14. PUBLIC STATEMENTS
(1) Any statements made orally or in writing on behalf of the Association shall be issued solely by the Chairman or Vice Chairman who shall be presumed to have the authority of the Executive Committee.
(2) No Member of the Association shall be considered bound or in any way committed by statements made or decisions taken by the Executive Committee or any majority of Members.
15. TREASURER AND ACCOUNTS
The Treasurer shall maintain accounts of the financial affairs of the Association and shall present them at each Annual General Meeting for approval by the Members.
16. AMENDMENTS TO RULES
(1) No substantive or material amendments to this constitution shall be effective unless proposed in the form of a Resolution at an Annual General Meeting or a General Meeting called for that purpose and duly passed by a simple majority of all Members entitled to vote thereat.

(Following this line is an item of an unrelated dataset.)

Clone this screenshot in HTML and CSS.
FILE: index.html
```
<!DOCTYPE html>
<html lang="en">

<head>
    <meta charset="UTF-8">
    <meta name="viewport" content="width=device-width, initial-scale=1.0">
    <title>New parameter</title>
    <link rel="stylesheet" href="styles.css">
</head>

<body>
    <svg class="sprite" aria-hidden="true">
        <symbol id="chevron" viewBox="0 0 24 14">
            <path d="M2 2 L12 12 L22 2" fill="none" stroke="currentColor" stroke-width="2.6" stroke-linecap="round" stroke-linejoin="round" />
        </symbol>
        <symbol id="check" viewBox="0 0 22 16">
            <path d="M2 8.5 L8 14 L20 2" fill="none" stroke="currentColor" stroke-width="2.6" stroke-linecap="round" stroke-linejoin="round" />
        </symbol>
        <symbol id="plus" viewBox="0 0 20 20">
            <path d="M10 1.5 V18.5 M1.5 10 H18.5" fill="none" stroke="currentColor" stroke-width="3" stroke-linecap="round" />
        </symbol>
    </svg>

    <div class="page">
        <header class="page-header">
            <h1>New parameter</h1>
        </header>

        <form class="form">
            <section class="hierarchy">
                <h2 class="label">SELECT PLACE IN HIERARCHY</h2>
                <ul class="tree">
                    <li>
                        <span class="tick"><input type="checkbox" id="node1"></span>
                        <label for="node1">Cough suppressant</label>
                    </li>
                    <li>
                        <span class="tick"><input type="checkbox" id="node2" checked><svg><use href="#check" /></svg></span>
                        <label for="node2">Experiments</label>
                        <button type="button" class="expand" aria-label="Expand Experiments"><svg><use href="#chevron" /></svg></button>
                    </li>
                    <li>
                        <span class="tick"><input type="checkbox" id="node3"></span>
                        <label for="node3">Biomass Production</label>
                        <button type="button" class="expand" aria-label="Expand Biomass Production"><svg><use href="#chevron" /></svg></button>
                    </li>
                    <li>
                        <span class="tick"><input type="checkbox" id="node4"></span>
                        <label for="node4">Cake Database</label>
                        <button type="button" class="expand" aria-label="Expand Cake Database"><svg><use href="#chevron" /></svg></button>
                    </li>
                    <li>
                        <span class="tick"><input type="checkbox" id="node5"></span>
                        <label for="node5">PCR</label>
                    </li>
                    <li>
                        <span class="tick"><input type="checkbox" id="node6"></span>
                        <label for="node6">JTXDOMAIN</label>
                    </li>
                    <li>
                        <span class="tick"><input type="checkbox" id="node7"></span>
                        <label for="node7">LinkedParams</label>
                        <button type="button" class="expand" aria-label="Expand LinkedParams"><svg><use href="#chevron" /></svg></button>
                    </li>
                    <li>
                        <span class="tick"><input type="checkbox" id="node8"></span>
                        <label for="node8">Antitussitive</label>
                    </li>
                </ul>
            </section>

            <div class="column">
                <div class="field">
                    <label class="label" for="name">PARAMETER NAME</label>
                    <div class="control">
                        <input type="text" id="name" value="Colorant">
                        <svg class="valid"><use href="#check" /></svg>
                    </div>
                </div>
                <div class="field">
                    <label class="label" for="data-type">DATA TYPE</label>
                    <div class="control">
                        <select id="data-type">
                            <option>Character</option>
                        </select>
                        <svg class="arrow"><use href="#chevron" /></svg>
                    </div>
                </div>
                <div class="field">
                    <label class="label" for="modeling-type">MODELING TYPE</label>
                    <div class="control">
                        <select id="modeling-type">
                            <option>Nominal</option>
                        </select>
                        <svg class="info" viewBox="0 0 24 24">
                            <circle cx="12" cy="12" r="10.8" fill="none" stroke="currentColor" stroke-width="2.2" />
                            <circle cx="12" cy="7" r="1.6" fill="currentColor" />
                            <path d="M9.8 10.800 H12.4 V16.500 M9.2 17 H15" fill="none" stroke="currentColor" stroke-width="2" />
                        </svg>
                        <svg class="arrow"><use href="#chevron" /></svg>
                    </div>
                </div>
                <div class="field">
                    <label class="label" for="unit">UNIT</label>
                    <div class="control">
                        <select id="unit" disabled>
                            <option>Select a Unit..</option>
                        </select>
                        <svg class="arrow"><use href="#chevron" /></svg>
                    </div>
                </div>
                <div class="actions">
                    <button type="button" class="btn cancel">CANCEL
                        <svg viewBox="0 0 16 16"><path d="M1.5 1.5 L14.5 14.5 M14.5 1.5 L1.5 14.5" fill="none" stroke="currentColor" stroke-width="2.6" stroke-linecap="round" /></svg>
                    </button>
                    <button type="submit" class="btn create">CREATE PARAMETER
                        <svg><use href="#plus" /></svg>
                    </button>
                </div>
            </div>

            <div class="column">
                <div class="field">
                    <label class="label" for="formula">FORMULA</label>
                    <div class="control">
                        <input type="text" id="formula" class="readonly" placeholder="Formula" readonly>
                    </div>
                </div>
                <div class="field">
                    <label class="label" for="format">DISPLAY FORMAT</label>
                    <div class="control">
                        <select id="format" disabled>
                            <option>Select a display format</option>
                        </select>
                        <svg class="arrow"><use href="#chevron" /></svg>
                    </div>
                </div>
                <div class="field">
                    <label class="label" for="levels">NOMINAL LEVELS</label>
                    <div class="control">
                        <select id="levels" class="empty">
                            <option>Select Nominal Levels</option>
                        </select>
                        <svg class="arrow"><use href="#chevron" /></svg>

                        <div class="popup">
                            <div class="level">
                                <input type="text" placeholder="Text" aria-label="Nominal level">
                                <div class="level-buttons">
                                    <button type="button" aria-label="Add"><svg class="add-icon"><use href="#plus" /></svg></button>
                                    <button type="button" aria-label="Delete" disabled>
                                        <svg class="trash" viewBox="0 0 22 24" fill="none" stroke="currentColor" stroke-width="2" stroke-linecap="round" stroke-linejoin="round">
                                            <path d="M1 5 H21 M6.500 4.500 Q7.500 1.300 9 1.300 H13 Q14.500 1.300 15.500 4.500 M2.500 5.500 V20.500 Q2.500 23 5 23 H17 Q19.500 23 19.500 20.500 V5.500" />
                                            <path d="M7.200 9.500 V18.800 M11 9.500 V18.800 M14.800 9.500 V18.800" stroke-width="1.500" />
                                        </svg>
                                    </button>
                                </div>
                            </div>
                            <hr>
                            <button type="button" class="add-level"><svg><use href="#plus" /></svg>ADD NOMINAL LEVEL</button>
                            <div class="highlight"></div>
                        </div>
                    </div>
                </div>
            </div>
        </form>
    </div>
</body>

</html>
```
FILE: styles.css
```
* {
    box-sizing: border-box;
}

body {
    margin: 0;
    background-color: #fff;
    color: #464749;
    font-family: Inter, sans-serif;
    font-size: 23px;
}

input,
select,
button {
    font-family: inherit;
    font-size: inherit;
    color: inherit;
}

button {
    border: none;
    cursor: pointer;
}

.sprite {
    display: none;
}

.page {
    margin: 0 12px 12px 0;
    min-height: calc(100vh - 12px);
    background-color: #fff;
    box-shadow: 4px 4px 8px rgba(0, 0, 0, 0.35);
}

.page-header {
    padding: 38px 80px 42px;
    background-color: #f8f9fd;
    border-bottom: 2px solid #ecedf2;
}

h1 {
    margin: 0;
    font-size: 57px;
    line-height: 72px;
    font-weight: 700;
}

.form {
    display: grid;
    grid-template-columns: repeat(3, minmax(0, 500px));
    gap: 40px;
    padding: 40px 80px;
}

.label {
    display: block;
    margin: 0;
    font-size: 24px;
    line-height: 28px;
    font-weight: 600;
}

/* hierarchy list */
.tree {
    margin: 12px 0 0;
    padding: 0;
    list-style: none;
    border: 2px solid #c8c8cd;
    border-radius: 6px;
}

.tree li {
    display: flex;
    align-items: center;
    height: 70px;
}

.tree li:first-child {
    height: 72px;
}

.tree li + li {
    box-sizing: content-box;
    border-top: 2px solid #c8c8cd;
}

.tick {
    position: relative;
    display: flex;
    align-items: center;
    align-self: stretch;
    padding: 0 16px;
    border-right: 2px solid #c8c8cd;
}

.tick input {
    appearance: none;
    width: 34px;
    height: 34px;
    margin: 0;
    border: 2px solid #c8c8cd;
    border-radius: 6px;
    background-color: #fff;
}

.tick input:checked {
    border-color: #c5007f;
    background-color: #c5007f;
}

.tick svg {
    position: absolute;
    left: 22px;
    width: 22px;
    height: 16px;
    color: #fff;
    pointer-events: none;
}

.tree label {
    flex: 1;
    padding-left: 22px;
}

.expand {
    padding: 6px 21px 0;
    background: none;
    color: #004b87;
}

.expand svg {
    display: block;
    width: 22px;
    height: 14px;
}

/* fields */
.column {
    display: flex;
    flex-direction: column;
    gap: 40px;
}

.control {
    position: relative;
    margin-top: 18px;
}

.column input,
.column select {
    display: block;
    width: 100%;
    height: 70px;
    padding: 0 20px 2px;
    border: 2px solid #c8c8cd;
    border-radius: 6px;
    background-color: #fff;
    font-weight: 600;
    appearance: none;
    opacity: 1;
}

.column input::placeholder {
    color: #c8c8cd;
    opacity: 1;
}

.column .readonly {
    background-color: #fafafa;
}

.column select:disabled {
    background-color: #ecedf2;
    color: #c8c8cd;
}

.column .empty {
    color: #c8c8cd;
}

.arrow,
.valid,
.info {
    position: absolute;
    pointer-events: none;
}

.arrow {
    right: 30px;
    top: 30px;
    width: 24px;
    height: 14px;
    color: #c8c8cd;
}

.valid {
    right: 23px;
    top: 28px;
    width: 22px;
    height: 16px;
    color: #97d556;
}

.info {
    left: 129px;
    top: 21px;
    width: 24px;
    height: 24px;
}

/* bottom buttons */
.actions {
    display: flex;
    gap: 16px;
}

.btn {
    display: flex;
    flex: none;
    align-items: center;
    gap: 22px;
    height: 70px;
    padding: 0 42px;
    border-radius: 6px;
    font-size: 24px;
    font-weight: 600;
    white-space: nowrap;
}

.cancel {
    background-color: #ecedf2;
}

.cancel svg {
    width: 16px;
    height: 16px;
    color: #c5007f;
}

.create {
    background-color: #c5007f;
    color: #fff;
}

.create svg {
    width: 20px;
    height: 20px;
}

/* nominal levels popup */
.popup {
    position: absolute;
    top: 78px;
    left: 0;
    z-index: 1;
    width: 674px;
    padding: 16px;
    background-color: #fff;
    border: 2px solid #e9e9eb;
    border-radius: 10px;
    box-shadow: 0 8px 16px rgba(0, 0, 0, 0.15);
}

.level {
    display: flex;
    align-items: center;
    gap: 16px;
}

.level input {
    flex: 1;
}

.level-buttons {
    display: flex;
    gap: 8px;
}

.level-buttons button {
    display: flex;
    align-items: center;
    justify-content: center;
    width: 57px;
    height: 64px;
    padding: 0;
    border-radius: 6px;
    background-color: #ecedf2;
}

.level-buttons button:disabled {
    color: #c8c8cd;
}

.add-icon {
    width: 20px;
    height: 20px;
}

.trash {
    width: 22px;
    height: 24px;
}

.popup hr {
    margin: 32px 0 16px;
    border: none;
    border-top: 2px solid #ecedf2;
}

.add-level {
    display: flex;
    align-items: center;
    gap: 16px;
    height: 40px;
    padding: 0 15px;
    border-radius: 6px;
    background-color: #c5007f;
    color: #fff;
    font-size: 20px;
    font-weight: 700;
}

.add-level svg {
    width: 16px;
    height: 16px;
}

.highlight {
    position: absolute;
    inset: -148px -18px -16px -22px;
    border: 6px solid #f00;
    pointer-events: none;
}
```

(2) Any Member wishing to propose an amendment to the Constitution must send the proposal, duly seconded, in writing to the Secretary for submission to the Executive Committee. The Executive Committee shall, if possible, bring the proposal before the next General Meeting, or, if it thinks it desirable, may convene a special General Meeting.
(3) The Executive Committee shall be the sole authority for the interpretation of this Constitution and the decision of the Committee upon any question of interpretation of this Constitution shall be binding upon all the Members.
Categories of Eligibility
1. A fund administrator licensed under the POI Law.
2. A fund custodian licensed under the POI Law.
3. A fund manager or advisor licensed under the POI Law.
4. Any other category of licensee under the POI Law as the Executive Committee may determine from time to time.
5. A firm of lawyers or accountants practising in Guernsey and serving the Industry.
6. A compliance firm practising in Guernsey and serving the Industry.
7. A non-executive director of a Collective Investment Scheme.
8. Such other persons as the Executive Committee shall determine (either generally or in a specific case) from time to time.